▶ [Work required]: Exclude the pictures and return every line exactly as written.

▶ [Supplied material]:
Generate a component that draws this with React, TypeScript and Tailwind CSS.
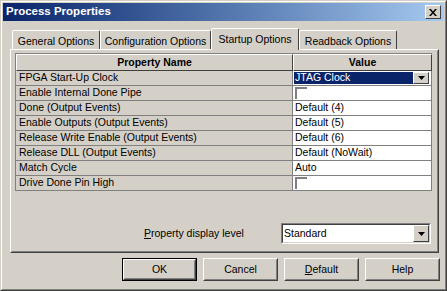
import React from 'react';

const rows: { name: string; value: string; kind: 'select' | 'check' | 'text' }[] = [
  { name: 'FPGA Start-Up Clock', value: 'JTAG Clock', kind: 'select' },
  { name: 'Enable Internal Done Pipe', value: '', kind: 'check' },
  { name: 'Done (Output Events)', value: 'Default (4)', kind: 'text' },
  { name: 'Enable Outputs (Output Events)', value: 'Default (5)', kind: 'text' },
  { name: 'Release Write Enable (Output Events)', value: 'Default (6)', kind: 'text' },
  { name: 'Release DLL (Output Events)', value: 'Default (NoWait)', kind: 'text' },
  { name: 'Match Cycle', value: 'Auto', kind: 'text' },
  { name: 'Drive Done Pin High', value: '', kind: 'check' },
];

const tabs = [
  { label: 'General Options', w: 'w-[88px]' },
  { label: 'Configuration Options', w: 'w-[111px]' },
  { label: 'Startup Options', w: 'w-[88px]', active: true },
  { label: 'Readback Options', w: 'w-[98px]' },
];

// small black down triangle used on combo buttons
const ArrowBtn = () => (
  <div className="w-[16px] h-full shrink-0 bg-[#d4d0c8] border border-t-white border-l-white border-r-[#404040] border-b-[#404040] flex items-center justify-center">
    <svg width="7" height="4" viewBox="0 0 7 4">
      <path d="M0 0h7L3.5 4z" fill="#000" />
    </svg>
  </div>
);

const Check = () => (
  <div className="w-[12px] h-[12px] bg-white border-t-2 border-l-2 border-t-[#808080] border-l-[#808080] ml-[2px]" />
);

const Button = ({ children, isDefault }: { children: React.ReactNode; isDefault?: boolean }) => (
  <div className={`w-[75px] h-[23px] ${isDefault ? 'border border-black' : ''}`}>
    <div className="w-full h-full bg-[#d4d0c8] border border-t-white border-l-white border-r-[#404040] border-b-[#404040]">
      <div className="w-full h-full border border-transparent border-r-[#808080] border-b-[#808080] flex items-center justify-center text-[10.5px] text-black">
        {children}
      </div>
    </div>
  </div>
);

export default function App() {
  return (
    <div
      className="w-[447px] h-[291px] bg-[#d4d0c8] border border-t-[#d4d0c8] border-l-[#d4d0c8] border-r-[#404040] border-b-[#404040] select-none"
      style={{ fontFamily: '"Liberation Sans", Arial, sans-serif' }}
    >
      <div className="w-full h-full border border-t-white border-l-white border-r-[#808080] border-b-[#808080] p-px flex flex-col">
        {/* Title bar */}
        <div className="h-[18px] shrink-0 bg-gradient-to-r from-[#0a246a] to-[#a6caf0] flex items-center justify-between pl-[3px] pr-[3px]">
          <span className="text-white font-bold text-[11.5px] leading-none">Process Properties</span>
          <div className="w-[16px] h-[14px] bg-[#d4d0c8] border border-t-white border-l-white border-r-[#404040] border-b-[#404040] flex items-center justify-center">
            <svg width="8" height="7" viewBox="0 0 8 7">
              <path d="M0 0h2l2 2.5L6 0h2L5 3.5 8 7H6L4 4.5 2 7H0l3-3.5z" fill="#000" />
            </svg>
          </div>
        </div>

        {/* Tabs */}
        <div className="flex items-end h-[28px] pl-[9px] shrink-0">
          {tabs.map((t) =>
            t.active ? (
              <div
                key={t.label}
                className={`${t.w} h-[22px] -mb-px relative z-10 bg-[#d4d0c8] border-l border-t border-r border-l-white border-t-white border-r-[#404040] rounded-t-[2px] flex items-start justify-center pt-[3px] text-[10.5px] text-black whitespace-nowrap`}
              >
                {t.label}
              </div>
            ) : (
              <div
                key={t.label}
                className={`${t.w} h-[19px] bg-[#d4d0c8] border-l border-t border-r border-l-white border-t-white border-r-[#404040] rounded-t-[2px] flex items-start justify-center pt-[3px] text-[10.5px] text-black whitespace-nowrap`}
              >
                {t.label}
              </div>
            )
          )}
        </div>

        {/* Panel */}
        <div className="ml-[7px] w-[429px] h-[204px] shrink-0 border border-t-white border-l-white border-r-[#404040] border-b-[#404040]">
          <div className="w-full h-full border border-transparent border-r-[#808080] border-b-[#808080] pt-[2px] pl-[3px] flex flex-col">
            {/* Property grid */}
            <div className="w-[417px] border-l border-t border-[#808080] text-[10.5px] text-black">
              <div className="flex h-[17px]">
                <div className="w-[277px] bg-[#d4d0c8] border border-t-white border-l-white border-r-[#404040] border-b-[#404040] flex items-center justify-center font-bold">
                  Property Name
                </div>
                <div className="flex-1 bg-[#d4d0c8] border border-t-white border-l-white border-r-[#404040] border-b-[#404040] flex items-center justify-center font-bold">
                  Value
                </div>
              </div>
              {rows.map((r) => (
                <div key={r.name} className="flex h-[15px] border-b border-[#808080]">
                  <div className="w-[277px] border-r border-[#808080] pl-[3px] flex items-center">{r.name}</div>
                  <div className="flex-1 bg-white border-r border-[#808080] flex items-center">
                    {r.kind === 'select' && (
                      <div className="flex w-full h-full items-stretch p-px pr-[2px]">
                        <div className="flex-1 bg-[#0a246a] text-white pl-px flex items-center">{r.value}</div>
                        <ArrowBtn />
                      </div>
                    )}
                    {r.kind === 'check' && <Check />}
                    {r.kind === 'text' && <span className="pl-[2px]">{r.value}</span>}
                  </div>
                </div>
              ))}
            </div>

            <div className="flex-1" />

            {/* Display level */}
            <div className="flex items-center mb-[7px]">
              <span className="text-[10.5px] text-black ml-[129px] w-[137px]">
                <span className="underline">P</span>roperty display level
              </span>
              <div className="w-[150px] h-[21px] bg-white border border-t-[#808080] border-l-[#808080] border-r-white border-b-white">
                <div className="w-full h-full border border-t-[#404040] border-l-[#404040] border-r-[#d4d0c8] border-b-[#d4d0c8] flex items-stretch">
                  <div className="flex-1 text-[10.5px] text-black pl-px flex items-center">Standard</div>
                  <ArrowBtn />
                </div>
              </div>
            </div>
          </div>
        </div>

        {/* Buttons */}
        <div className="flex gap-[6px] mt-[5px] pl-[119px]">
          <Button isDefault>OK</Button>
          <Button>Cancel</Button>
          <Button>
            <span className="underline">D</span>efault
          </Button>
          <Button>Help</Button>
        </div>
      </div>
    </div>
  );
}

▶ [Written answer]:
Generate a component that draws this with React, TypeScript and Tailwind CSS.
import React from 'react';

const rows: { name: string; value: string; kind: 'select' | 'check' | 'text' }[] = [
  { name: 'FPGA Start-Up Clock', value: 'JTAG Clock', kind: 'select' },
  { name: 'Enable Internal Done Pipe', value: '', kind: 'check' },
  { name: 'Done (Output Events)', value: 'Default (4)', kind: 'text' },
  { name: 'Enable Outputs (Output Events)', value: 'Default (5)', kind: 'text' },
  { name: 'Release Write Enable (Output Events)', value: 'Default (6)', kind: 'text' },
  { name: 'Release DLL (Output Events)', value: 'Default (NoWait)', kind: 'text' },
  { name: 'Match Cycle', value: 'Auto', kind: 'text' },
  { name: 'Drive Done Pin High', value: '', kind: 'check' },
];

const tabs = [
  { label: 'General Options', w: 'w-[88px]' },
  { label: 'Configuration Options', w: 'w-[111px]' },
  { label: 'Startup Options', w: 'w-[88px]', active: true },
  { label: 'Readback Options', w: 'w-[98px]' },
];

// small black down triangle used on combo buttons
const ArrowBtn = () => (
  <div className="w-[16px] h-full shrink-0 bg-[#d4d0c8] border border-t-white border-l-white border-r-[#404040] border-b-[#404040] flex items-center justify-center">
    <svg width="7" height="4" viewBox="0 0 7 4">
      <path d="M0 0h7L3.5 4z" fill="#000" />
    </svg>
  </div>
);

const Check = () => (
  <div className="w-[12px] h-[12px] bg-white border-t-2 border-l-2 border-t-[#808080] border-l-[#808080] ml-[2px]" />
);

const Button = ({ children, isDefault }: { children: React.ReactNode; isDefault?: boolean }) => (
  <div className={`w-[75px] h-[23px] ${isDefault ? 'border border-black' : ''}`}>
    <div className="w-full h-full bg-[#d4d0c8] border border-t-white border-l-white border-r-[#404040] border-b-[#404040]">
      <div className="w-full h-full border border-transparent border-r-[#808080] border-b-[#808080] flex items-center justify-center text-[10.5px] text-black">
        {children}
      </div>
    </div>
  </div>
);

export default function App() {
  return (
    <div
      className="w-[447px] h-[291px] bg-[#d4d0c8] border border-t-[#d4d0c8] border-l-[#d4d0c8] border-r-[#404040] border-b-[#404040] select-none"
      style={{ fontFamily: '"Liberation Sans", Arial, sans-serif' }}
    >
      <div className="w-full h-full border border-t-white border-l-white border-r-[#808080] border-b-[#808080] p-px flex flex-col">
        {/* Title bar */}
        <div className="h-[18px] shrink-0 bg-gradient-to-r from-[#0a246a] to-[#a6caf0] flex items-center justify-between pl-[3px] pr-[3px]">
          <span className="text-white font-bold text-[11.5px] leading-none">Process Properties</span>
          <div className="w-[16px] h-[14px] bg-[#d4d0c8] border border-t-white border-l-white border-r-[#404040] border-b-[#404040] flex items-center justify-center">
            <svg width="8" height="7" viewBox="0 0 8 7">
              <path d="M0 0h2l2 2.5L6 0h2L5 3.5 8 7H6L4 4.5 2 7H0l3-3.5z" fill="#000" />
            </svg>
          </div>
        </div>

        {/* Tabs */}
        <div className="flex items-end h-[28px] pl-[9px] shrink-0">
          {tabs.map((t) =>
            t.active ? (
              <div
                key={t.label}
                className={`${t.w} h-[22px] -mb-px relative z-10 bg-[#d4d0c8] border-l border-t border-r border-l-white border-t-white border-r-[#404040] rounded-t-[2px] flex items-start justify-center pt-[3px] text-[10.5px] text-black whitespace-nowrap`}
              >
                {t.label}
              </div>
            ) : (
              <div
                key={t.label}
                className={`${t.w} h-[19px] bg-[#d4d0c8] border-l border-t border-r border-l-white border-t-white border-r-[#404040] rounded-t-[2px] flex items-start justify-center pt-[3px] text-[10.5px] text-black whitespace-nowrap`}
              >
                {t.label}
              </div>
            )
          )}
        </div>

        {/* Panel */}
        <div className="ml-[7px] w-[429px] h-[204px] shrink-0 border border-t-white border-l-white border-r-[#404040] border-b-[#404040]">
          <div className="w-full h-full border border-transparent border-r-[#808080] border-b-[#808080] pt-[2px] pl-[3px] flex flex-col">
            {/* Property grid */}
            <div className="w-[417px] border-l border-t border-[#808080] text-[10.5px] text-black">
              <div className="flex h-[17px]">
                <div className="w-[277px] bg-[#d4d0c8] border border-t-white border-l-white border-r-[#404040] border-b-[#404040] flex items-center justify-center font-bold">
                  Property Name
                </div>
                <div className="flex-1 bg-[#d4d0c8] border border-t-white border-l-white border-r-[#404040] border-b-[#404040] flex items-center justify-center font-bold">
                  Value
                </div>
              </div>
              {rows.map((r) => (
                <div key={r.name} className="flex h-[15px] border-b border-[#808080]">
                  <div className="w-[277px] border-r border-[#808080] pl-[3px] flex items-center">{r.name}</div>
                  <div className="flex-1 bg-white border-r border-[#808080] flex items-center">
                    {r.kind === 'select' && (
                      <div className="flex w-full h-full items-stretch p-px pr-[2px]">
                        <div className="flex-1 bg-[#0a246a] text-white pl-px flex items-center">{r.value}</div>
                        <ArrowBtn />
                      </div>
                    )}
                    {r.kind === 'check' && <Check />}
                    {r.kind === 'text' && <span className="pl-[2px]">{r.value}</span>}
                  </div>
                </div>
              ))}
            </div>

            <div className="flex-1" />

            {/* Display level */}
            <div className="flex items-center mb-[7px]">
              <span className="text-[10.5px] text-black ml-[129px] w-[137px]">
                <span className="underline">P</span>roperty display level
              </span>
              <div className="w-[150px] h-[21px] bg-white border border-t-[#808080] border-l-[#808080] border-r-white border-b-white">
                <div className="w-full h-full border border-t-[#404040] border-l-[#404040] border-r-[#d4d0c8] border-b-[#d4d0c8] flex items-stretch">
                  <div className="flex-1 text-[10.5px] text-black pl-px flex items-center">Standard</div>
                  <ArrowBtn />
                </div>
              </div>
            </div>
          </div>
        </div>

        {/* Buttons */}
        <div className="flex gap-[6px] mt-[5px] pl-[119px]">
          <Button isDefault>OK</Button>
          <Button>Cancel</Button>
          <Button>
            <span className="underline">D</span>efault
          </Button>
          <Button>Help</Button>
        </div>
      </div>
    </div>
  );
}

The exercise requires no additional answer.